CINCINNATI (Reuters) - A University of Cincinnati police officer was indicted on Wednesday on murder charges in the fatal shooting last week of an unarmed black motorist who was stopped because of a missing front license plate.
Hamilton County prosecutor Joseph Deters called the July 19 killing of Samuel Dubose, 43, “senseless” and “totally unwarranted.”
Ray Tensing, the 25-year-old white officer who shot Dubose in the head, “wasn’t dealing with someone who was wanted for murder,” Deters told a news conference. “He was dealing with someone who didn’t have a front license plate. This is, in the vernacular, a pretty chicken crap stop.”
The incident was the latest in a series of fatal confrontations between law enforcement and unarmed individuals across the United States that have raised questions about the use of deadly force by police, especially against minorities.
Tensing was to be arraigned at 10 a.m. EDT (1400 GMT) on Thursday in the Hamilton County Court of Common Pleas and could be sentenced to life in prison if convicted.
Cincinnati officials braced for possible unrest after the grand jury’s decision was announced, and the university closed down for the day as a precaution.
A racially mixed crowd of about 300 people braved a heavy rain Wednesday evening to attend a peaceful “Black Lives Matter” rally outside the courthouse, where relatives of Dubose and supporters welcomed the indictment but called for punishment of other officers involved in the incident.
Several dozen protesters peeled off from the rally and marched to police headquarters, some chanting, “This is what democracy looks like,” but there were no immediate reports of any trouble.
A body-camera video that Deters played for reporters showed how the traffic stop of Dubose escalated into deadly violence. After failing to provide a driver’s license at Tensing’s request, Dubose tried to prevent Tensing from opening the car door as the officer ordered him to remove his seat belt.
The car started slowly rolling forward as Tensing reached in and yelled for him to stop. The officer then pulled his gun and fired once, killing Dubose.
Deters said Tensing was not dragged by the car, as the officer had reported, but instead he fell backwards after shooting Dubose in the head. Deters said Tensing should have let Dubose drive away as he had his license plate number already.
“I’ve been doing this for 30 years,” Deters said after meeting with Dubose’s family. “This is the most asinine act I’ve ever seen a police officer make, totally unwarranted.”
Tensing “should never have been a police officer,” he added.
Audrey Dubose, the victim’s mother, praised the indictment.
“I’m so thankful that everything was uncovered,” she told reporters. “I thought it was going to be covered up.”

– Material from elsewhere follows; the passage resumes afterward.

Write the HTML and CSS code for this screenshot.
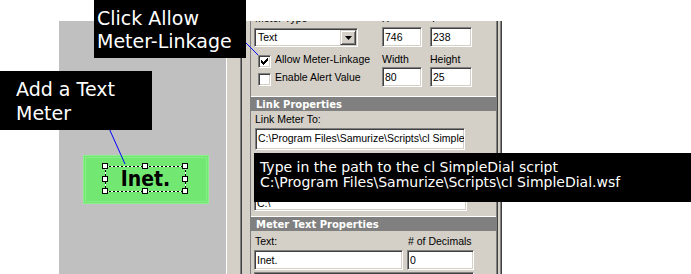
FILE: index.html
```html
<!DOCTYPE html>
<html>
<head>
<meta charset="utf-8">
<link rel="stylesheet" href="styles.css">
</head>
<body>
<div class="screen">
  <div class="gutter"></div>
  <div class="canvas">
    <div class="meter">
      <div class="selection">
        <span class="meter-text">Inet.</span>
        <i class="handle h1"></i><i class="handle h2"></i><i class="handle h3"></i>
        <i class="handle h4"></i><i class="handle h5"></i>
        <i class="handle h6"></i><i class="handle h7"></i><i class="handle h8"></i>
      </div>
    </div>
  </div>
  <div class="frame-left"></div>
  <div class="panel">
    <div class="top-grid">
      <span class="lbl first">Meter Type</span>
      <span class="lbl">X</span>
      <span class="lbl">Y</span>
      <div class="combo">
        <span class="combo-text">Text</span>
        <span class="combo-btn"><svg width="7" height="4" viewBox="0 0 7 4"><polygon points="0,0 7,0 3.5,4" fill="#000"/></svg></span>
      </div>
      <div class="field">746</div>
      <div class="field">238</div>
      <div class="checks">
        <div class="check"><span class="box"><svg width="7" height="7" viewBox="0 0 7 7"><path d="M0 2h1v1h1v1h1v-1h1v-1h1v-1h1v-1h1v3h-1v1h-1v1h-1v1h-1v1h-1v-1h-1v-1h-1z" fill="#000"/></svg></span><span class="check-text">Allow Meter-Linkage</span></div>
        <div class="check"><span class="box"></span><span class="check-text">Enable Alert Value</span></div>
      </div>
      <span class="lbl sub">Width</span>
      <span class="lbl sub">Height</span>
      <div class="field">80</div>
      <div class="field">25</div>
    </div>

    <div class="section-head">Link Properties</div>
    <div class="lbl link-lbl">Link Meter To:</div>
    <div class="field path">C:\Program Files\Samurize\Scripts\cl SimpleDial.wsf</div>
    <div class="field list"><span>C:\</span></div>

    <div class="section-head second">Meter Text Properties</div>
    <div class="pair pair-labels"><span class="lbl">Text:</span><span class="lbl"># of Decimals</span></div>
    <div class="pair pair-fields"><div class="field">Inet.</div><div class="field">0</div></div>
    <div class="field bottom-box"></div>
  </div>
  <div class="frame-right"></div>
</div>

<svg class="wires" width="691" height="274" viewBox="0 0 691 274">
  <line x1="108" y1="126" x2="125" y2="164" stroke="#0000ff" stroke-width="1"/>
  <line x1="245" y1="42" x2="258" y2="55" stroke="#0000ff" stroke-width="1"/>
</svg>

<div class="tip tip-link">Click Allow<br>Meter-Linkage</div>
<div class="tip tip-add">Add a Text<br>Meter</div>
<div class="tip tip-path">Type in the path to the cl SimpleDial script<br>C:\Program Files\Samurize\Scripts\cl SimpleDial.wsf</div>
</body>
</html>
```

FILE: styles.css
```css
html, body {
  margin: 0;
  padding: 0;
}
body {
  width: 691px;
  height: 274px;
  overflow: hidden;
  position: relative;
  background: #fff;
  font-family: "Liberation Sans", Arial, sans-serif;
  font-size: 10.5px;
  color: #000;
}

.screen {
  display: flex;
  height: 274px;
  padding-top: 21px;
  box-sizing: border-box;
}
.gutter {
  width: 59px;
  flex: none;
}
.canvas {
  width: 167px;
  flex: none;
  background: #c0c0c0;
  position: relative;
}

/* the meter on the design canvas */
.meter {
  position: absolute;
  left: 24px;
  top: 134px;
  width: 126px;
  height: 49px;
  box-sizing: border-box;
  background: #72e872;
  border: 1px solid #8cf08c;
  box-shadow: inset 0 0 0 1px #72e872, inset 0 0 0 2px #86ee86;
}
.selection {
  position: absolute;
  left: 21px;
  top: 10px;
  width: 81px;
  height: 26px;
  display: flex;
  align-items: center;
  justify-content: center;
}
.selection::before {
  content: "";
  position: absolute;
  inset: 0;
  background:
    repeating-linear-gradient(90deg, #000 0 2px, #fff 2px 4px) top / 100% 1px no-repeat,
    repeating-linear-gradient(90deg, #000 0 2px, #fff 2px 4px) bottom / 100% 1px no-repeat,
    repeating-linear-gradient(180deg, #000 0 2px, #fff 2px 4px) left / 1px 100% no-repeat,
    repeating-linear-gradient(180deg, #000 0 2px, #fff 2px 4px) right / 1px 100% no-repeat;
}
.meter-text {
  position: relative;
  font-family: "DejaVu Sans Condensed", "DejaVu Sans", sans-serif;
  font-stretch: condensed;
  font-weight: bold;
  font-size: 21px;
  line-height: 21px;
}
.handle {
  position: absolute;
  width: 6px;
  height: 6px;
  box-sizing: border-box;
  background: #fff;
  border: 1px solid #000;
}
.h1 { left: -3px; top: -3px; }
.h2 { left: 37px; top: -3px; }
.h3 { left: 77px; top: -3px; }
.h4 { left: -3px; top: 10px; }
.h5 { left: 77px; top: 10px; }
.h6 { left: -3px; top: 22px; }
.h7 { left: 37px; top: 22px; }
.h8 { left: 77px; top: 22px; }

/* window frame */
.frame-left {
  width: 24px;
  flex: none;
  box-sizing: border-box;
  border-left: 1px solid #fff;
  background: linear-gradient(90deg, #d4d0c8 0 13px, #808080 13px 14px, #404040 14px 15px, #d4d0c8 15px);
}
.frame-right {
  width: 6px;
  flex: none;
  background: linear-gradient(90deg, #808080 0 1px, #404040 1px 2px, #d4d0c8 2px 4px, #808080 4px 5px, #404040 5px 6px);
}
.panel {
  width: 246px;
  flex: none;
  box-sizing: border-box;
  border-left: 1px solid #808080;
  background: #d4d0c8;
  overflow: hidden;
  display: flex;
  flex-direction: column;
}

.lbl {
  line-height: 12px;
  white-space: nowrap;
}

.top-grid {
  display: grid;
  grid-template-columns: 120px 40px 42px;
  column-gap: 8px;
  grid-template-rows: 15px 20px 20px 20px;
  margin: -9px 0 0 3px;
  flex: none;
}
.top-grid .first {
  padding-left: 1px;
}
.top-grid .sub {
  align-self: end;
  margin-bottom: 2px;
}

.field {
  box-sizing: border-box;
  height: 20px;
  background: #fff;
  border: 1px solid;
  border-color: #808080 #fff #fff #808080;
  box-shadow: inset 1px 1px #404040, inset -1px -1px #d4d0c8;
  padding: 3px 2px 0 2px;
  line-height: 12px;
  white-space: nowrap;
  overflow: hidden;
  flex: none;
}

.combo {
  grid-column: 1;
  grid-row: 2;
  align-self: start;
  width: 104px;
  height: 19px;
  margin-top: 1px;
  box-sizing: border-box;
  background: #fff;
  border: 1px solid;
  border-color: #808080 #fff #fff #808080;
  box-shadow: inset 1px 1px #404040, inset -1px -1px #d4d0c8;
  padding: 1px 1px 1px 3px;
  display: flex;
  justify-content: space-between;
}
.combo-text {
  line-height: 12px;
  padding-top: 1px;
}
.combo-btn {
  width: 16px;
  height: 15px;
  box-sizing: border-box;
  background: #d4d0c8;
  border: 1px solid;
  border-color: #d4d0c8 #404040 #404040 #d4d0c8;
  box-shadow: inset 1px 1px #fff, inset -1px -1px #808080;
  display: flex;
  align-items: center;
  justify-content: center;
}
.combo-btn svg {
  display: block;
  margin-top: 1px;
}

.checks {
  grid-column: 1;
  grid-row: 3 / span 2;
  display: flex;
  flex-direction: column;
  gap: 5px;
  padding: 8px 0 0 4px;
}
.check {
  display: flex;
  align-items: flex-start;
  gap: 4px;
  height: 13px;
}
.box {
  width: 13px;
  height: 13px;
  box-sizing: border-box;
  flex: none;
  background: #fff;
  border: 1px solid;
  border-color: #808080 #fff #fff #808080;
  box-shadow: inset 1px 1px #404040, inset -1px -1px #d4d0c8;
  display: flex;
  align-items: center;
  justify-content: center;
}
.box svg {
  display: block;
}
.check-text {
  line-height: 13px;
  margin-top: -2px;
  white-space: nowrap;
}

.section-head {
  flex: none;
  margin-top: 9px;
  border-top: 1px solid #fff;
  height: 13px;
  padding: 1px 0 0 5px;
  background: #808080;
  color: #fff;
  font-family: "DejaVu Sans", sans-serif;
  font-weight: bold;
  font-size: 10px;
  line-height: 13px;
  white-space: nowrap;
}
.section-head.second {
  margin-top: 5px;
}

.link-lbl {
  margin: 2px 0 0 4px;
}
.field.path {
  margin: 3px 0 0 4px;
  width: 210px;
  height: 22px;
}
.field.list {
  margin: 5px 0 0 3px;
  width: 213px;
  height: 56px;
  display: flex;
  align-items: flex-end;
  padding-bottom: 1px;
}

.pair {
  display: grid;
  grid-template-columns: 149px 67px;
  column-gap: 4px;
  margin-left: 3px;
  flex: none;
}
.pair-labels {
  margin-top: 4px;
}
.pair-labels .lbl {
  padding-left: 1px;
}
.pair-fields {
  margin-top: 3px;
}
.field.bottom-box {
  margin: 2px 0 0 3px;
  width: 220px;
  height: 30px;
}

/* annotations */
.wires {
  position: absolute;
  left: 0;
  top: 0;
}
.tip {
  position: absolute;
  box-sizing: border-box;
  background: #000;
  color: #fff;
  font-family: "DejaVu Sans", sans-serif;
  white-space: nowrap;
  overflow: hidden;
}
.tip-link {
  left: 94px;
  top: 0;
  width: 152px;
  height: 58px;
  font-size: 19px;
  line-height: 23px;
  padding: 7px 0 0 3px;
}
.tip-add {
  left: 0;
  top: 71px;
  width: 152px;
  height: 59px;
  font-size: 19px;
  line-height: 24px;
  padding: 6px 0 0 16px;
}
.tip-path {
  left: 254px;
  top: 153px;
  width: 437px;
  height: 49px;
  font-size: 14px;
  line-height: 15px;
  padding: 7px 0 0 6px;
}
```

Asked about a second officer who supported Tensing’s account of the incident, Deters said that was under investigation.
Attending Wednesday’s rally, Jeanette Moeller, who went to school with Dubose, called the indictment monumental.
“I believe if it hadn’t been for the body cam, we wouldn’t be here,” she said. “We would be rioting instead of being here doing something great, trying to show some support for the family and to thank Mr. Deters.”
Tensing’s attorney, Stew Mathews, told Fox 19 television in Cincinnati that his client was being “thrown under the bus” by the prosecutor and the school. A second video will show more of the incident, he said, according to Fox 19.
Tensing was fired by the university police on Wednesday, and school officials said they were discussing providing educational support for Dubose’s children.
The incident was the latest in a string of deaths of black men at the hands of police in the past year, including Michael Brown in Ferguson, Missouri, Eric Garner in New York City, Freddie Gray in Baltimore and Walter Scott in North Charleston, South Carolina. Prosecutors brought charges against officers in Baltimore and North Charleston.
Cincinnati was convulsed with riots in 2001 after police shot an unarmed 19-year-old black man who was wanted for traffic violations. The Cincinnati police went through extensive reform after that incident, and an independent agency was set up to handle complaints against the police.
Dubose’s family saw the body camera video on Wednesday for the first time and met with Cincinnati Mayor John Cranley.
Deters said campus security should be taken over by the city police department, whose officers, he said, are better trained.
Dubose’s family has hired attorney Mark O’Mara, who represented George Zimmerman, the Florida man who was acquitted in the 2012 shooting death of black teenager Trayvon Martin.